At his home, Ponpoj upends a plastic bag and thousands of tiny sparkling red rubies tumble out. Worth 400,000 baht, they were recently bought on his behalf by his agent in Madagascar.

"I could sell these [uncut] stones at the market for one million baht," he says. "If I got them cut, I could make between two to three million baht, especially if there are some nice stones in there. But I only sell on eBay and 80 per cent of those are unheated, as my market wants unheated.

"Some people are very smart and they create new recipes for cooking stones all the time," he says, picking up individual stones with metal tweezers and giving them each a quick inspection. "Cooking is the same as when you cook in the kitchen. They have their stove at home and they cook. They have specific timings and specific temperatures, such as 10 minutes at 300 degrees Celsius then 15 minutes at 400 degrees Celsius over 20 hours. The colour can go up and down. If it's lighter, they can make it darker."

And it's this continuous experimentation that has led to advances in the treatment processes. For Lotus Gemology and similar establishments, this means having to increasingly give clients bad news about the quality of the gems they have bought.

Such laboratories didn't identify heat-treated gemstones quickly enough to stop the world market becoming flooded with them. But, in 2002, the labs discovered another Thai method, one that involved treating Madagascar rubies with beryllium, and issued a warning. In response, retailers such as Tiffany's threatened to boycott Thai stones until the industry was cleaned up.

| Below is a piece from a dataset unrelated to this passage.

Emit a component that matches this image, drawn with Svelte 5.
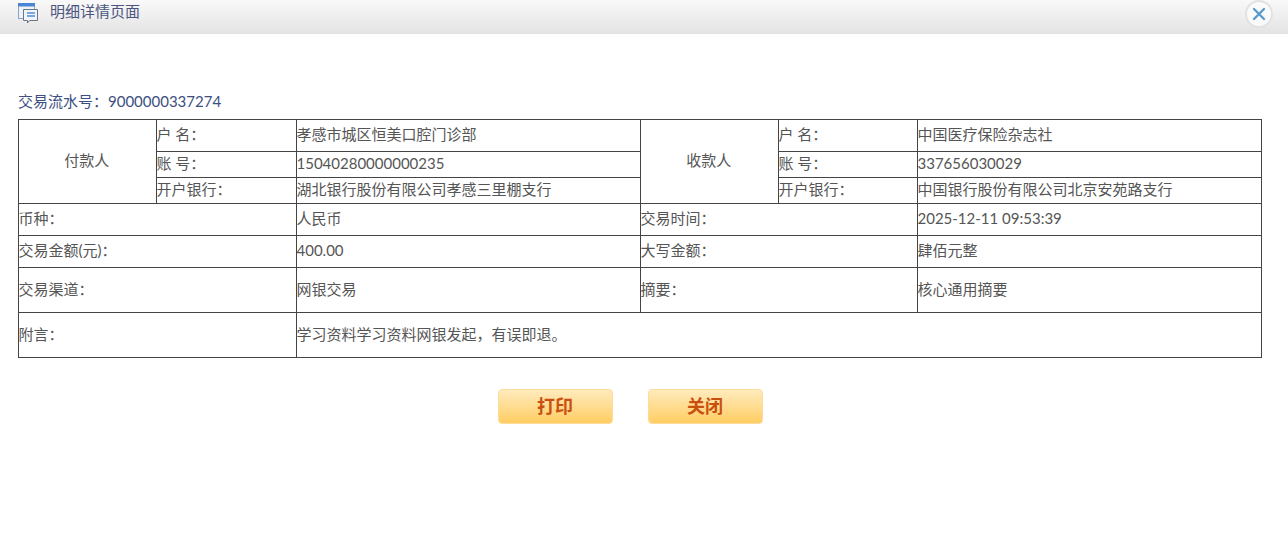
<script>
  const payer = [
    ["户 名：", "孝感市城区恒美口腔门诊部"],
    ["账 号：", "15040280000000235"],
    ["开户银行：", "湖北银行股份有限公司孝感三里棚支行"],
  ];
  const payee = [
    ["户 名：", "中国医疗保险杂志社"],
    ["账 号：", "337656030029"],
    ["开户银行：", "中国银行股份有限公司北京安苑路支行"],
  ];
  const rows = [
    { h: "h32", a: "币种：", b: "人民币", c: "交易时间：", d: "2025-12-11 09:53:39" },
    { h: "h32", a: "交易金额(元)：", b: "400.00", c: "大写金额：", d: "肆佰元整" },
    { h: "h45", a: "交易渠道：", b: "网银交易", c: "摘要：", d: "核心通用摘要" },
  ];
</script>

<div class="page">
  <header class="bar">
    <div class="title">
      <svg width="22" height="22" viewBox="0 0 22 22">
        <rect x="1.500" y="1.500" width="16" height="15" fill="#eef3fa" stroke="#8aa5cf" />
        <rect x="1" y="1" width="17" height="3.500" fill="#4a86d4" />
        <path d="M6.500 7.500h14v11h-8l-2 2.500v-2.500h-4z" fill="#f2f4f7" stroke="#6b7684" />
        <path d="M10 11h8M10 14h8" stroke="#4a90dc" stroke-width="1.400" />
      </svg>
      <span>明细详情页面</span>
    </div>
    <button class="close" aria-label="关闭">
      <svg width="14" height="14" viewBox="0 0 14 14">
        <path d="M2 2l10 10M12 2L2 12" stroke="#5b9bcc" stroke-width="2.400" stroke-linecap="round" />
      </svg>
    </button>
  </header>

  <main class="content">
    <p class="serial">交易流水号：9000000337274</p>
    <table>
      <colgroup>
        <col style="width:138px" />
        <col style="width:140px" />
        <col style="width:344px" />
        <col style="width:138px" />
        <col style="width:139px" />
        <col style="width:344px" />
      </colgroup>
      <tbody>
        {#each payer as p, i}
          <tr class={i === 0 ? "h32" : "h26"}>
            {#if i === 0}<td rowspan="3" class="center">付款人</td>{/if}
            <td>{p[0]}</td>
            <td>{p[1]}</td>
            {#if i === 0}<td rowspan="3" class="center">收款人</td>{/if}
            <td>{payee[i][0]}</td>
            <td>{payee[i][1]}</td>
          </tr>
        {/each}
        {#each rows as r}
          <tr class={r.h}>
            <td colspan="2">{r.a}</td>
            <td>{r.b}</td>
            <td colspan="2">{r.c}</td>
            <td>{r.d}</td>
          </tr>
        {/each}
        <tr class="h45">
          <td colspan="2">附言：</td>
          <td colspan="4">学习资料学习资料网银发起，有误即退。</td>
        </tr>
      </tbody>
    </table>
    <div class="actions">
      <button class="btn">打印</button>
      <button class="btn">关闭</button>
    </div>
  </main>
</div>

<style>
  :global(body) {
    background: #fff;
    font-family: "Lato", "Noto Sans CJK SC", sans-serif;
    font-size: 15px;
    color: #555;
  }

  .bar {
    height: 34px;
    display: flex;
    justify-content: space-between;
    background: linear-gradient(#f9f9f9, #e3e3e3);
    box-sizing: border-box;
    padding: 0 15px 0 17px;
  }

  .title {
    display: flex;
    align-items: flex-start;
    gap: 11px;
    padding-top: 2px;
    color: #4b5580;
    line-height: 20px;
  }

  .title span {
    margin-top: -1px;
  }

  .close {
    width: 28px;
    height: 28px;
    padding: 0;
    border: 2px solid #e2e2e2;
    border-radius: 50%;
    background: #fafafa;
    display: flex;
    align-items: center;
    justify-content: center;
  }

  .content {
    padding: 56px 26px 0 18px;
  }

  .serial {
    margin: 0 0 7px;
    line-height: 22px;
    color: #3c4f80;
  }

  table {
    table-layout: fixed;
    width: 1244px;
    border-collapse: collapse;
  }

  td {
    border: 1px solid #444;
    padding: 0 1px 3px 0;
    line-height: 20px;
    white-space: nowrap;
    text-indent: -0.5px;
  }

  .center {
    text-align: center;
  }

  .h26 {
    height: 26px;
  }

  .h32 {
    height: 32px;
  }

  .h45 {
    height: 45px;
  }

  .actions {
    display: flex;
    justify-content: center;
    gap: 35px;
    margin-top: 31px;
    padding-right: 20px;
  }

  .btn {
    width: 115px;
    height: 35px;
    padding: 0 0 3px;
    border: 1px solid #fcdc98;
    border-radius: 4px;
    background: linear-gradient(#ffebbd, #ffcd63);
    color: #c9500f;
    font: bold 18px "Noto Sans CJK SC", sans-serif;
  }
</style>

"There is much more being done to stones than just heat treatment," says Wimon Manorotkul, a fellow of the Gemological Association of Great Britain and the owner of a gem laboratory. "Some are putting chemicals or oil on the stones, some put lead glass in. As long as they disclose this, everything has its own value."

And therein lies the problem. The initial dealer may disclose that a stone has been treated, but by the time it finds its way across the globe, that information has often been lost and the customer becomes the victim.

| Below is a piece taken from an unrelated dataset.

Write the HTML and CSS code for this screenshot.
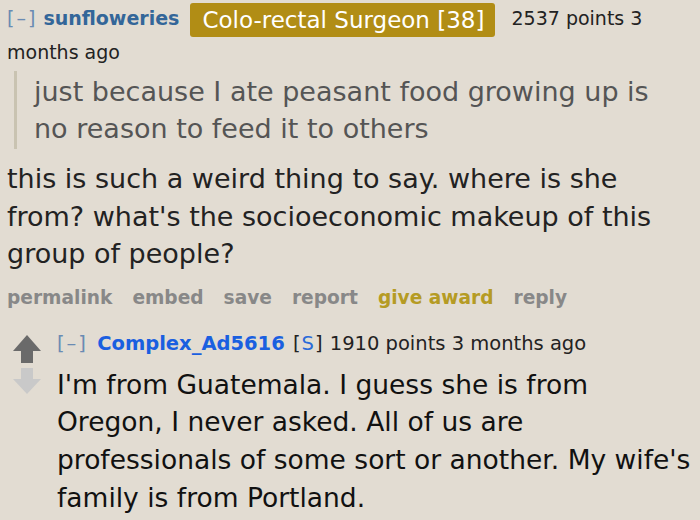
FILE: index.html
```html
<!DOCTYPE html>
<html>
<head>
<meta charset="utf-8">
<link rel="stylesheet" href="styles.css">
</head>
<body>
<div class="comment">
  <p class="tagline"><span class="expand">[–]</span> <a class="author">sunfloweries</a> <span class="flair">Colo-rectal Surgeon [38]</span> <span class="score">2537 points 3</span> <span class="score">months ago</span></p>
  <blockquote class="quote">just because I ate peasant food growing up is no reason to feed it to others</blockquote>
  <p class="body">this is such a weird thing to say. where is she from? what's the socioeconomic makeup of this group of people?</p>
  <ul class="buttons">
    <li>permalink</li>
    <li>embed</li>
    <li>save</li>
    <li>report</li>
    <li class="award">give award</li>
    <li>reply</li>
  </ul>
  <div class="child">
    <div class="arrows">
      <svg class="arrow" width="28" height="28" viewBox="0 0 28 28"><path d="M14 0 L28 16 L20 16 L20 28 L8 28 L8 16 L0 16 Z" fill="#6a6a6a"/></svg>
      <svg class="arrow" width="28" height="26" viewBox="0 0 28 26"><path d="M8 0 L20 0 L20 11 L28 11 L14 26 L0 11 L8 11 Z" fill="#c9c9c9"/></svg>
    </div>
    <div class="entry">
      <p class="tagline2"><span class="expand">[–]</span> <a class="author2">Complex_Ad5616</a> <span class="sub">[<span class="s">S</span>]</span> <span class="points">1910 points 3 months ago</span></p>
      <p class="body2">I'm from Guatemala. I guess she is from Oregon, I never asked. All of us are professionals of some sort or another. My wife's family is from Portland.</p>
    </div>
  </div>
</div>
</body>
</html>
```
FILE: styles.css
```css
html, body {
  margin: 0;
  padding: 0;
  background: #e2dcd2;
}
body {
  font-family: "DejaVu Sans", Verdana, sans-serif;
  color: #222;
  width: 700px;
  height: 520px;
  overflow: hidden;
}
.comment {
  padding: 0 0 0 7px;
}
.tagline {
  margin: 0;
  font-size: 19px;
  line-height: 30px;
  padding-top: 3px;
  padding-right: 40px;
}
.expand {
  color: #6a8bb3;
  letter-spacing: 2px;
}
.author {
  color: #336699;
  font-weight: bold;
}
.flair {
  display: inline-block;
  background: #b18d15;
  color: #fff;
  font-size: 23px;
  line-height: 34px;
  padding: 0 11px 0 12px;
  border-radius: 3px;
  margin: 0 10px 0 5px;
  vertical-align: top;
}
.score {
  color: #222;
}
.quote {
  margin: 4px 0 0 7px;
  padding: 2px 30px 2px 17px;
  border-left: 3px solid #c9c3b1;
  font-size: 27px;
  line-height: 37px;
  color: #555;
}
.body {
  margin: 11px 0 0 0;
  font-size: 27px;
  line-height: 37.5px;
  color: #222;
}
.buttons {
  list-style: none;
  margin: 13px 0 0 0;
  padding: 0;
  display: flex;
  gap: 20px;
  font-size: 18.6px;
  line-height: 24px;
  font-weight: bold;
  color: #888;
}
.buttons .award {
  color: #b59b24;
}
.child {
  display: flex;
  margin-top: 19px;
}
.arrows {
  width: 50px;
  flex: none;
  display: flex;
  flex-direction: column;
  align-items: flex-start;
  padding: 6px 0 0 6px;
  gap: 5px;
  box-sizing: border-box;
}
.entry {
  flex: 1;
  min-width: 0;
}
.tagline2 {
  margin: 0;
  font-size: 19.5px;
  line-height: 30px;
}
.tagline2 .expand {
  margin-right: 3px;
}
.author2 {
  color: #1a5fe0;
  font-weight: bold;
  margin-right: 2px;
}
.sub {
  color: #222;
  letter-spacing: 1px;
}
.s {
  color: #2a6ad9;
}
.points {
  color: #222;
}
.body2 {
  margin: 7px 0 0 0;
  font-size: 26.5px;
  line-height: 37.7px;
  color: #111;
}
```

In May, US jewellery retailer Zales was exposed when an undercover investigation by American television news programme Inside Edition caught it selling rubies filled with lead glass to unknowing customers, who were told the stones were genuine.

It's a practice that can be traced back to those ground-breaking experiments in France.

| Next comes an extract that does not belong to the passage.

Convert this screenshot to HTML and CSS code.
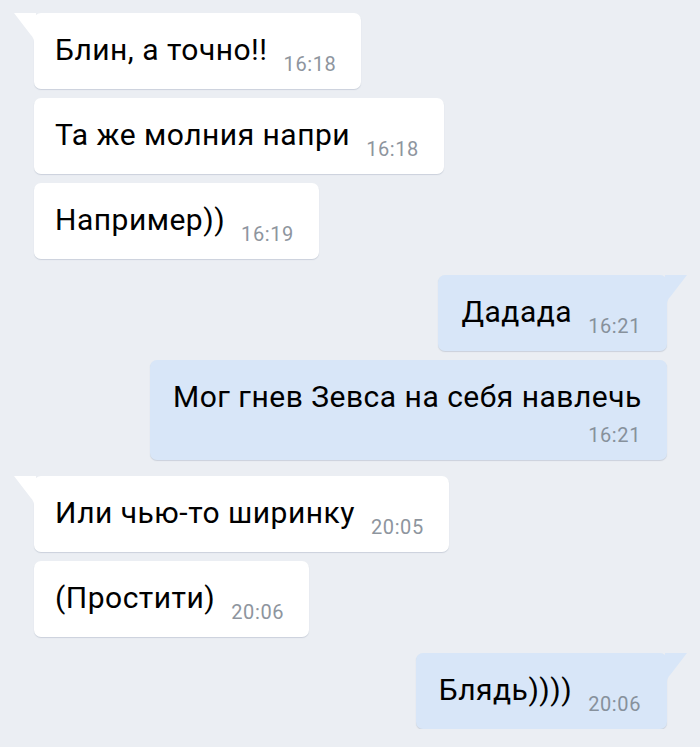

"Basically, the French guy who developed the first commercial process [which involved heating gemstones to create beautiful coloured stones on a mass level] is the same guy who developed this," says Hughes, holding one of the first reconstructed rubies in the palm of his hand.

"[Verneuil] developed the process and then wrote it down and gave it to the French Academy of Sciences in a sealed note that was later opened. That was around 1894, but he didn't make the process public until 1902, so what he did for eight years, you can guess …"

We will never know exactly what Verneuil did with his synthesised rubies in that lost period, but what we do know is that his process, some 100 years later, would ultimately save a small Thai gemstone mining town from vanishing off the map, and help it become a major global player.